Why would we botch the extraction? You'd have to try deliberately, since the code also still needs to compile. But even if we did, it'd be as easy to notice as bad transformations — can't be done unless looked at. Well, except for the case where really nothing is output, which is trivial to detect if desired.

Let's see what you come up with and if the jumping through hoops is suddenly justified.

kindaro commented 4 years ago

I had some health problems, so I had to delay this work. I am back on track now, so please wait a few more days.

kindaro commented 4 years ago

@lynxlynxlynx  See https://github.com/gemrb/gemrb/pull/698.  Please review and tell me whether this aligns with what you had in mind.
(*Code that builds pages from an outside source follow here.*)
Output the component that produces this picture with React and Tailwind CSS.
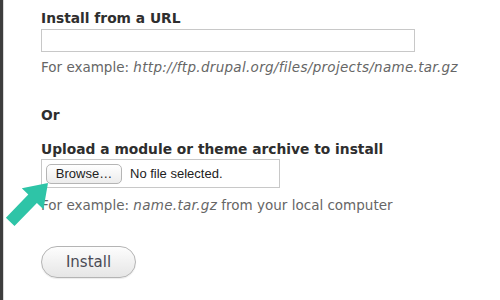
import React from 'react';

const font = { fontFamily: '"DejaVu Sans", Verdana, sans-serif' };
const uiFont = { fontFamily: '"Liberation Sans", Arial, sans-serif' };

const Arrow = () => (
  <svg className="absolute left-0 top-0 pointer-events-none" width="60" height="240" viewBox="0 0 60 240">
    <polygon
      points="48,183 43.4,209.3 36.9,203 14.5,226.1 5.9,217.7 28.3,194.6 21.8,188.3"
      fill="#2ec4a7"
    />
  </svg>
);

const App = () => {
  return (
    <div className="relative w-[500px] h-[300px] bg-white overflow-hidden flex">
      <div className="w-[3px] bg-[#3d3d3d]" />
      <div className="w-px bg-[#d8d8d8]" />

      <div className="flex-1 pl-[37px] pt-[9px] text-[#333]" style={font}>
        {/* Install from URL */}
        <h2 className="text-[13.8px] leading-[18px] font-bold text-[#2e2e2e]">Install from a URL</h2>
        <div className="mt-[2px] w-[374px] h-[23px] border border-[#c8c8c8] bg-white" />
        <p className="mt-[6px] text-[13.5px] leading-[18px] text-[#666]">
          For example: <em className="tracking-[0.3px]">http://ftp.drupal.org/files/projects/name.tar.gz</em>
        </p>

        <h2 className="mt-[30px] text-[13.8px] leading-[18px] font-bold text-[#2e2e2e]">Or</h2>

        {/* Upload archive */}
        <h2 className="mt-[16px] text-[13.8px] leading-[18px] font-bold text-[#2e2e2e]">
          Upload a module or theme archive to install
        </h2>
        <div className="mt-[1px] w-[239px] h-[29px] border border-[#c8c8c8] flex items-center pl-[4px] gap-[8px]">
          <div
            className="h-[20px] w-[76px] rounded-[5px] border border-[#b5b5b5] bg-gradient-to-b from-white to-[#ececec] flex items-center justify-center text-[13px] text-[#222]"
            style={uiFont}
          >
            Browse…
          </div>
          <span className="text-[13px] text-[#222]" style={uiFont}>
            No file selected.
          </span>
        </div>
        <p className="mt-[8px] text-[13.5px] leading-[18px] text-[#666]">
          For example: <em className="tracking-[0.3px]">name.tar.gz</em> from your local computer
        </p>

        <button
          className="mt-[32px] w-[95px] h-[32px] rounded-full border border-[#b4b4b4] bg-gradient-to-b from-[#fdfdfd] to-[#e6e6e6] text-[15px] text-[#4a4a55] shadow-[0_1px_1px_rgba(0,0,0,0.08)]"
          style={font}
        >
          Install
        </button>
      </div>

      <Arrow />
    </div>
  );
};

export default App;
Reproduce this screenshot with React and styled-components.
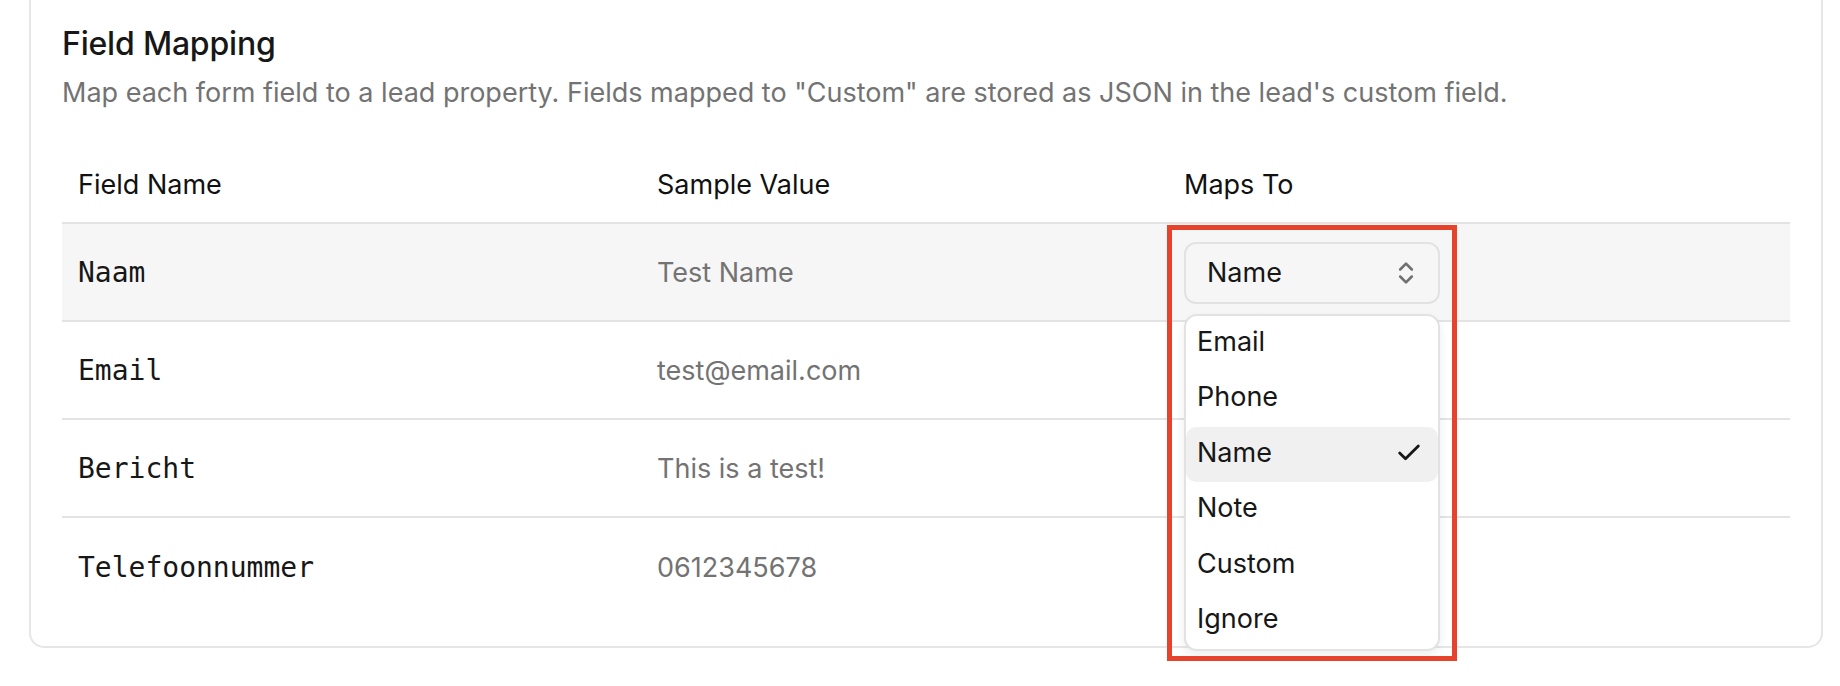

lynxlynxlynx commented 4 years ago

What happened with the twisted approach?

kindaro commented 4 years ago

I decided that it is not well motivated. A strong down side is that it implies launching an actual game and issuing commands via console. So, for example, it would be difficult to automate. Overall, it seems unnecessarily complex.

lynxlynxlynx commented 4 years ago

It would require interactivity only if badly designed, but none of your approaches are trivially automated any way, unlike the original, so that's a moot point. But I agree, unnecessarily complex.

lynxlynxlynx commented 4 years ago

To illustrate, this is what I did in the end, since the bug became a blocker for launch: https://github.com/gemrb/gemrb/commit/06ddb42e09c4d6ca9447ae8cdbf83bb618d84af2

The results are already up: https://gemrb.github.io/GUIScript/functions/ApplyEffect.html

If you want to make your solution perfect, you're welcome to, but it would remain a (portability) exercise. Up to you, we don't need to close the PR immediately.

kindaro commented 4 years ago

@lynxlynxlynx  I see, you waited since November, but you could not wait a few days more for me to get the build to work on Windows, and I suppose you did not have a Linux installation at hand. Disappointing.